The owners of the Boston Celtics have retained JPMorgan Chase and BDT & MSD to facilitate the sale of the NBA franchise, according to someone with direct knowledge of the process.
The two firms will work together in the sale, said the person, who was granted anonymity because the details are private. It’s a prestige contract: the Celtics, one of the most recognizable brands in U.S. sports, are expected to fetch more than anyone has ever paid for control of an NBA team.
The Celtics owners announced the sale last month, less than two weeks after the franchise won its NBA-record 18th championship. Wyc Grousbeck, the team’s governor, later said he wants the sale to happen in two phases—51% now and the rest in 2028, with the provision that he stays in control until the second transaction closes.
Sportico values the Celtics at $5.12 billion, fourth-most in the NBA and 21st among all U.S. franchises. The highest valuation ever set in an NBA control sale was $4 billion, from Mat Ishbia‘s 2022 purchase of the Phoenix Suns.
Grousbeck’s group bought the Celtics in 2002 for $360 million. The consortium, which includes Bain Capital senior advisor Steve Pagliuca and Abbey Group founding partner Bob Epstein, is named Banner 17 for their desire to win the Celtics’ 17th title, which was accomplished in 2008.
The group is selling because of family estate planning, a common reason for major (and minor) sports transactions. Family patriarch Irv Grousbeck is around 90 years old, and his estate planning over the past few years has centered around what happens to the family’s most valuable asset when it ultimately passes to his four children. The Celtics have appreciated about 14x over the course of their ownership, which is a lot of money tied up in an illiquid asset. The family has ultimately decided to turn that into cash.
JPMorgan Chase has a long history of providing stadium financing and advising clients on sports team transactions. BDT & MSD is the result of the 2023 combination of Byron Trott’s BDT & Co. and Michael Dell’s MSD Partners. The Jordan Park Trust Company, as the Grousbeck family advisor, oversaw the advisor selection process and will continue to be actively involved in the sale process.
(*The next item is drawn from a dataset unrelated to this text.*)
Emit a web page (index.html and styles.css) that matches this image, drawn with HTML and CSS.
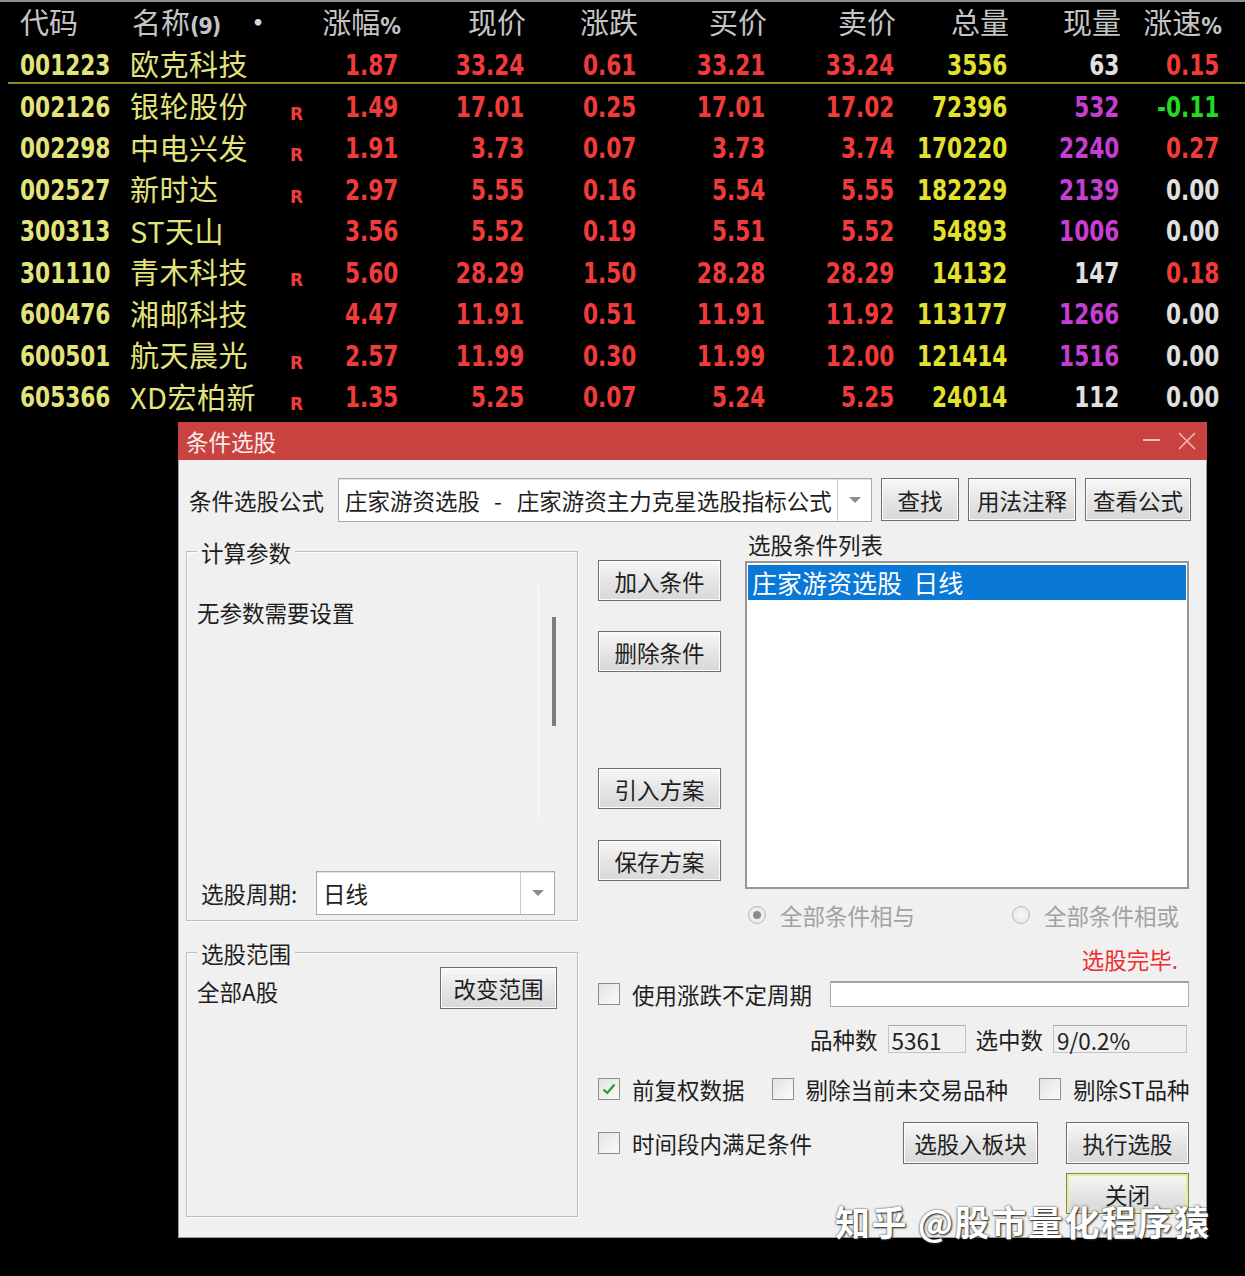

The multi-phase preference may prove difficult. It would involve someone paying billions for an asset without gaining immediate control, and it would also require NBA approval. The last NBA team to sell in set phases, the Minnesota Timberwolves, is currently locked in a legal battle over the contract, and commissioner Adam Silver told Sportico in April that the league may have to “reassess what sort of transactions we allow.”
(This story has been updated with information that the Jordan Park Trust Company oversaw the advisor selection process.)